REQUIRED TASK: No images are to be carried over; print all other material exactly as it stands.

INFORMATION PROVIDED:
-=-=-

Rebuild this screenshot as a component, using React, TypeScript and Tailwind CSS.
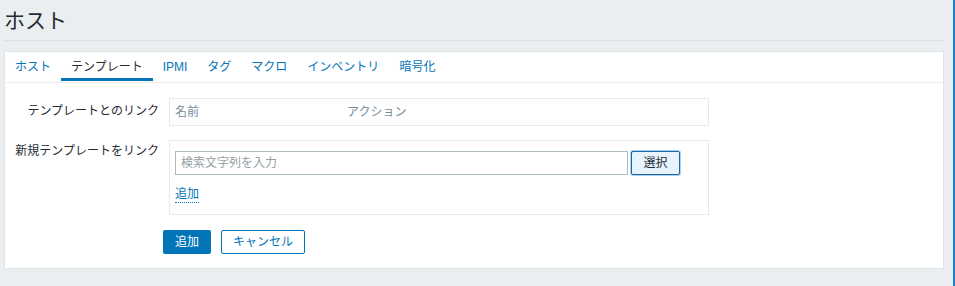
const font = "font-['Liberation_Sans','Noto_Sans_CJK_JP',sans-serif]";

const tabs = ['ホスト', 'テンプレート', 'IPMI', 'タグ', 'マクロ', 'インベントリ', '暗号化'];

function Tabs() {
  return (
    <div className="flex h-[31px] border-b border-[#ebeef0]">
      {tabs.map((t, i) => (
        <div
          key={t}
          className={`relative flex h-[30px] items-center px-[10px] text-[12px] ${
            i === 1 ? 'text-[#1f2c33]' : 'text-[#0275b8]'
          }`}
        >
          {t}
          {i === 1 && <span className="absolute bottom-[1px] left-0 right-0 h-[3px] bg-[#0275b8]" />}
        </div>
      ))}
    </div>
  );
}

export default function App() {
  return (
    <div className={`flex h-[286px] w-[955px] bg-[#ebeef0] ${font}`}>
      <div className="flex-1 pl-[4px] pr-[9px]">
        <div className="flex h-[41px] items-center border-b border-[#dde1e5]">
          <h1 className="text-[21px] leading-none text-[#1f2c33]">ホスト</h1>
        </div>
        <div className="mt-[10px] h-[218px] border border-[#dfe4e7] bg-white">
          <Tabs />
          <div className="pt-[15px]">
            <div className="flex">
              <div className="w-[164px] pr-[10px] pt-[6px] text-right text-[12px] leading-[14px] text-[#1f2c33]">
                テンプレートとのリンク
              </div>
              <div className="flex h-[28px] w-[540px] items-center border border-[#e6eaec] px-[5px] text-[12px] text-[#768d99]">
                <span className="w-[172px]">名前</span>
                <span>アクション</span>
              </div>
            </div>
            <div className="mt-[14px] flex">
              <div className="w-[164px] pr-[10px] pt-[4px] text-right text-[12px] leading-[14px] text-[#1f2c33]">
                新規テンプレートをリンク
              </div>
              <div className="h-[75px] w-[540px] border border-[#e6eaec] px-[5px] pt-[10px]">
                <div className="flex items-center gap-[3px]">
                  <input
                    placeholder="検索文字列を入力"
                    className="h-[24px] w-[453px] border border-[#acbbc2] px-[5px] text-[12px] text-[#1f2c33] outline-none placeholder:text-[#969fa5]"
                  />
                  <button className="h-[24px] w-[49px] rounded-[2px] border border-[#1f65a0] bg-[#e8f4fd] text-[12px] text-[#1f2c33] shadow-[0_0_0_1px_#a8d1f2]">
                    選択
                  </button>
                </div>
                <div className="mt-[6px]">
                  <span className="border-b border-dotted border-[#0275b8] pb-[1px] text-[12px] leading-[14px] text-[#0275b8]">
                    追加
                  </span>
                </div>
              </div>
            </div>
            <div className="mt-[15px] flex gap-[10px] pl-[158px]">
              <button className="h-[24px] w-[48px] rounded-[2px] bg-[#0275b8] text-[12px] text-white">追加</button>
              <button className="h-[24px] w-[84px] rounded-[2px] border border-[#0275b8] bg-white text-[12px] text-[#0275b8]">
                キャンセル
              </button>
            </div>
          </div>
        </div>
      </div>
      <div className="w-[2px] bg-[#1a7fd4]" />
    </div>
  );
}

-=-=-

SOLVED PROBLEM:
Rebuild this screenshot as a component, using React, TypeScript and Tailwind CSS.
const font = "font-['Liberation_Sans','Noto_Sans_CJK_JP',sans-serif]";

const tabs = ['ホスト', 'テンプレート', 'IPMI', 'タグ', 'マクロ', 'インベントリ', '暗号化'];

function Tabs() {
  return (
    <div className="flex h-[31px] border-b border-[#ebeef0]">
      {tabs.map((t, i) => (
        <div
          key={t}
          className={`relative flex h-[30px] items-center px-[10px] text-[12px] ${
            i === 1 ? 'text-[#1f2c33]' : 'text-[#0275b8]'
          }`}
        >
          {t}
          {i === 1 && <span className="absolute bottom-[1px] left-0 right-0 h-[3px] bg-[#0275b8]" />}
        </div>
      ))}
    </div>
  );
}

export default function App() {
  return (
    <div className={`flex h-[286px] w-[955px] bg-[#ebeef0] ${font}`}>
      <div className="flex-1 pl-[4px] pr-[9px]">
        <div className="flex h-[41px] items-center border-b border-[#dde1e5]">
          <h1 className="text-[21px] leading-none text-[#1f2c33]">ホスト</h1>
        </div>
        <div className="mt-[10px] h-[218px] border border-[#dfe4e7] bg-white">
          <Tabs />
          <div className="pt-[15px]">
            <div className="flex">
              <div className="w-[164px] pr-[10px] pt-[6px] text-right text-[12px] leading-[14px] text-[#1f2c33]">
                テンプレートとのリンク
              </div>
              <div className="flex h-[28px] w-[540px] items-center border border-[#e6eaec] px-[5px] text-[12px] text-[#768d99]">
                <span className="w-[172px]">名前</span>
                <span>アクション</span>
              </div>
            </div>
            <div className="mt-[14px] flex">
              <div className="w-[164px] pr-[10px] pt-[4px] text-right text-[12px] leading-[14px] text-[#1f2c33]">
                新規テンプレートをリンク
              </div>
              <div className="h-[75px] w-[540px] border border-[#e6eaec] px-[5px] pt-[10px]">
                <div className="flex items-center gap-[3px]">
                  <input
                    placeholder="検索文字列を入力"
                    className="h-[24px] w-[453px] border border-[#acbbc2] px-[5px] text-[12px] text-[#1f2c33] outline-none placeholder:text-[#969fa5]"
                  />
                  <button className="h-[24px] w-[49px] rounded-[2px] border border-[#1f65a0] bg-[#e8f4fd] text-[12px] text-[#1f2c33] shadow-[0_0_0_1px_#a8d1f2]">
                    選択
                  </button>
                </div>
                <div className="mt-[6px]">
                  <span className="border-b border-dotted border-[#0275b8] pb-[1px] text-[12px] leading-[14px] text-[#0275b8]">
                    追加
                  </span>
                </div>
              </div>
            </div>
            <div className="mt-[15px] flex gap-[10px] pl-[158px]">
              <button className="h-[24px] w-[48px] rounded-[2px] bg-[#0275b8] text-[12px] text-white">追加</button>
              <button className="h-[24px] w-[84px] rounded-[2px] border border-[#0275b8] bg-white text-[12px] text-[#0275b8]">
                キャンセル
              </button>
            </div>
          </div>
        </div>
      </div>
      <div className="w-[2px] bg-[#1a7fd4]" />
    </div>
  );
}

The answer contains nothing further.